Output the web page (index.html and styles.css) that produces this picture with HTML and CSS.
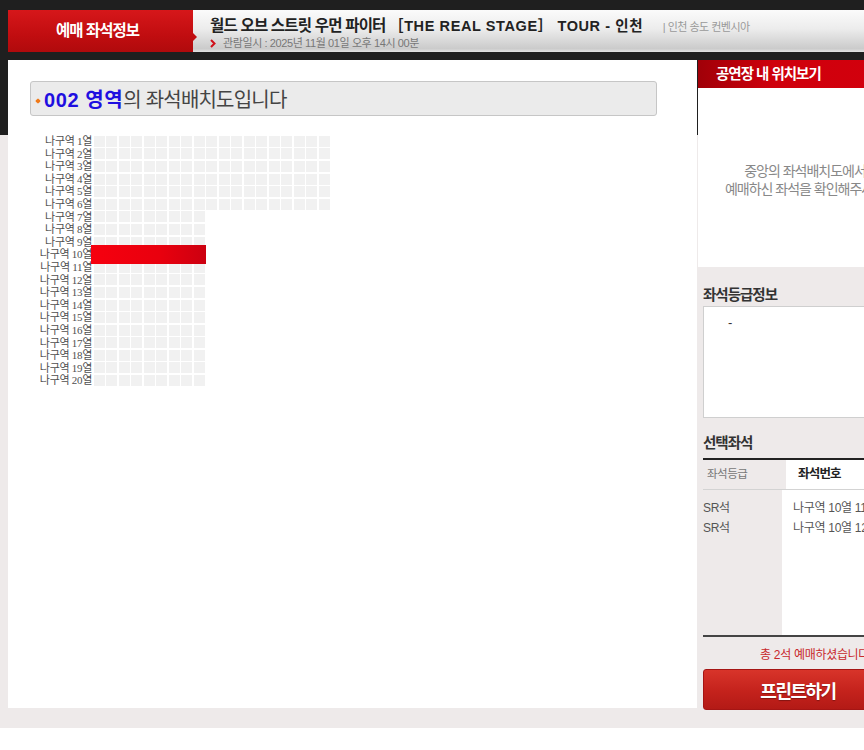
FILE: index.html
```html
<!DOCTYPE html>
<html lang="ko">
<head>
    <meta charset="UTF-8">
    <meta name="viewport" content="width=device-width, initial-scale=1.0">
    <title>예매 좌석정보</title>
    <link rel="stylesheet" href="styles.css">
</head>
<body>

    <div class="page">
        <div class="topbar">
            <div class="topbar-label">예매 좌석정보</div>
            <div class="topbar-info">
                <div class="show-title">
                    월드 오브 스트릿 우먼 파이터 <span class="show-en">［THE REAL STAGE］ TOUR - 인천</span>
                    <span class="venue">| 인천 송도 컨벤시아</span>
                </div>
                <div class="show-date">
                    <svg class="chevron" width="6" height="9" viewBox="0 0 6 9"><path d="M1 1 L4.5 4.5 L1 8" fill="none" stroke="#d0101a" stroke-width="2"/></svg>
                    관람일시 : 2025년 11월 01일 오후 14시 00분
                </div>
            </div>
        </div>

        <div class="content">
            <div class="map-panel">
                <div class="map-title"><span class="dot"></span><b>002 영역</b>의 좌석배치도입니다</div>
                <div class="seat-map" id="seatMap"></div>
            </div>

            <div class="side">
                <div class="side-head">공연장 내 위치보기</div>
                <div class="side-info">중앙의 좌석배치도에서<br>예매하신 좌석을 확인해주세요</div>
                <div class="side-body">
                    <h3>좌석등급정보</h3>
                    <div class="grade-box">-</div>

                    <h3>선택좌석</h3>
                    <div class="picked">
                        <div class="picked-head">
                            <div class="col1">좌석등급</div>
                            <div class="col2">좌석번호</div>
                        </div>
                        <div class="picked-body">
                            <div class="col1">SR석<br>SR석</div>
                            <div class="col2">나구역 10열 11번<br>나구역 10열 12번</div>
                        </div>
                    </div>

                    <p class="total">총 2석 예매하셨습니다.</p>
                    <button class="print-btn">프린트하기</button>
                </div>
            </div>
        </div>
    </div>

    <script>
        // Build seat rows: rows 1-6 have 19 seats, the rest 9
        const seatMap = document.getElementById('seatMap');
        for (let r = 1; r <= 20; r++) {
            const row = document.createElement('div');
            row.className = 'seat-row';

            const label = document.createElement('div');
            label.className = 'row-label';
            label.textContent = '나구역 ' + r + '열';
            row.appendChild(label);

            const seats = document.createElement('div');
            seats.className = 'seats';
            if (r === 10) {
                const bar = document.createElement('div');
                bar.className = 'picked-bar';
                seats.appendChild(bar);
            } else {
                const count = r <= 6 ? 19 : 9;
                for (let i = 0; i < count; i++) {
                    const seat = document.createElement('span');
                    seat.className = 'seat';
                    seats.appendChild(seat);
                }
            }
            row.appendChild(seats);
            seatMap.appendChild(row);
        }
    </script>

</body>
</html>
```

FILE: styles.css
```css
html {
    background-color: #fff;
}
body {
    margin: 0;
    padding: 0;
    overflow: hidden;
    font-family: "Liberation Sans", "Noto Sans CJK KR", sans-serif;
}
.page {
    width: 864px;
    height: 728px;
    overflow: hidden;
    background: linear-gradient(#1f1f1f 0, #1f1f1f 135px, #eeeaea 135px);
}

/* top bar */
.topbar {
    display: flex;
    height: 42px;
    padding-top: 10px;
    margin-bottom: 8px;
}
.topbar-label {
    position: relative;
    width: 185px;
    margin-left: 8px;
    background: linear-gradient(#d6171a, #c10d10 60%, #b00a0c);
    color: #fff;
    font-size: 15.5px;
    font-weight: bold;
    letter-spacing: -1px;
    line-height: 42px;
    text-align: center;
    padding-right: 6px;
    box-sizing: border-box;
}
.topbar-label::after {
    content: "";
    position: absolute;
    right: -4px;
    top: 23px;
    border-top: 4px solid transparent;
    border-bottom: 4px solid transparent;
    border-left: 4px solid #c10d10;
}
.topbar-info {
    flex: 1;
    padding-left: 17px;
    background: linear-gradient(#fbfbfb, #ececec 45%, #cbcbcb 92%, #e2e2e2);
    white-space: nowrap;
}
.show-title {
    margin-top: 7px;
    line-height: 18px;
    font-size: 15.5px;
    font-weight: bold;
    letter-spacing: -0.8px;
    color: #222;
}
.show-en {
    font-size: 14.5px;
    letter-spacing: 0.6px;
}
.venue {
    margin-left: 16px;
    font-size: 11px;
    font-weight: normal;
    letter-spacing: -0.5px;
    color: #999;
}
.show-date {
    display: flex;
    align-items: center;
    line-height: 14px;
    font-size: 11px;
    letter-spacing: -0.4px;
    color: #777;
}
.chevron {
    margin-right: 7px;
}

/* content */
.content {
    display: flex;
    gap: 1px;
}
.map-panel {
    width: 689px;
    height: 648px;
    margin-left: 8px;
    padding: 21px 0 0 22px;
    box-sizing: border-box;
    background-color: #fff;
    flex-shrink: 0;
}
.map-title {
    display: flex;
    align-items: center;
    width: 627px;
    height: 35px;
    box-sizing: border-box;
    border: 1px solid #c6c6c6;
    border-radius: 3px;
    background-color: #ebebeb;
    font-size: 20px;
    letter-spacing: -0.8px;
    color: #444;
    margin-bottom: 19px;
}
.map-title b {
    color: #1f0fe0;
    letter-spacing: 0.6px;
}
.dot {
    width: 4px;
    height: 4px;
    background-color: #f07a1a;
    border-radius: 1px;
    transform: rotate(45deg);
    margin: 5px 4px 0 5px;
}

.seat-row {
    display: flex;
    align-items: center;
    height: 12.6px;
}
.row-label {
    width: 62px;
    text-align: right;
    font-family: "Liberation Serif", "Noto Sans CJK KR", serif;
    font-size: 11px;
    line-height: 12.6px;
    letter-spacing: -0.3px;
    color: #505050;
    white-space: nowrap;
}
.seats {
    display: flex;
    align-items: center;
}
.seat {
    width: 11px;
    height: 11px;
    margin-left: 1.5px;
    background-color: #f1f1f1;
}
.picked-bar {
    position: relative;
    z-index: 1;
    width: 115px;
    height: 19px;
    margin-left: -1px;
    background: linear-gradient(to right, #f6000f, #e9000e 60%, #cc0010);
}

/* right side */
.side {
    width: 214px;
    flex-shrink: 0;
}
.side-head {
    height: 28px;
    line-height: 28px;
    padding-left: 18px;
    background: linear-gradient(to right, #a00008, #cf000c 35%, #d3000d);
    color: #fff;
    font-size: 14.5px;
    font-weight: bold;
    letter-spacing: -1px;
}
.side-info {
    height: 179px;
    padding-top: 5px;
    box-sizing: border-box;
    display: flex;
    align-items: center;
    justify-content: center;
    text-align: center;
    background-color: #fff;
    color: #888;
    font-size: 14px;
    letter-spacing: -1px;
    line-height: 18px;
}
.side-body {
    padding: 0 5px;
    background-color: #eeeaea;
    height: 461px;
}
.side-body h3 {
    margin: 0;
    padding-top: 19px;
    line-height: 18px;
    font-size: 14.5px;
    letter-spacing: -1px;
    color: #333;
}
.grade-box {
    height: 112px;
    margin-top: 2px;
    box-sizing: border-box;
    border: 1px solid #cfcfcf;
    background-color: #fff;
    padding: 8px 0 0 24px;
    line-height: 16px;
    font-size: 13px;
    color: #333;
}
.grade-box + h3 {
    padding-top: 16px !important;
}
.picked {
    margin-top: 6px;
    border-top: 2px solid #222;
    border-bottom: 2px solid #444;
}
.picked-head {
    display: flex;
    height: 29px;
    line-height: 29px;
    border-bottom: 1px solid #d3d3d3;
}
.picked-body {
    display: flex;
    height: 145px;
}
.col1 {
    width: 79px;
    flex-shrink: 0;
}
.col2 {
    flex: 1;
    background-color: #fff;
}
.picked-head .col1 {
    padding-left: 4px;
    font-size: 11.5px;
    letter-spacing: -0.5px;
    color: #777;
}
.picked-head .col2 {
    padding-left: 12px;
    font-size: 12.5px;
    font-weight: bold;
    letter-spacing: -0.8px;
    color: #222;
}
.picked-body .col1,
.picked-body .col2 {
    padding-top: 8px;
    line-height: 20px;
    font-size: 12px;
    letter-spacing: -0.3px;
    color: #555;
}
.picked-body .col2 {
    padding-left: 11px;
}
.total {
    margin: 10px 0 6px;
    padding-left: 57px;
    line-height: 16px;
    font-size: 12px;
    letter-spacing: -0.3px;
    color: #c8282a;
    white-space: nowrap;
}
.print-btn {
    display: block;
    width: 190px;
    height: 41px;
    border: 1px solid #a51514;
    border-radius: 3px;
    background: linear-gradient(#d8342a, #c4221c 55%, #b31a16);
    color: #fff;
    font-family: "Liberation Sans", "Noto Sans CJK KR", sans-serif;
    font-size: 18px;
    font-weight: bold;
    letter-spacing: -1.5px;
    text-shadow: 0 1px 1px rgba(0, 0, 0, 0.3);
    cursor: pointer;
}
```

----

- [EXERCISE DIRECTIONS]:
Pick out every line of the listing containing the word "index", and show those lines.

- [RESULT]:
Output the web page (index.html and styles.css) that produces this picture with HTML and CSS.
FILE: index.html
    z-index: 1;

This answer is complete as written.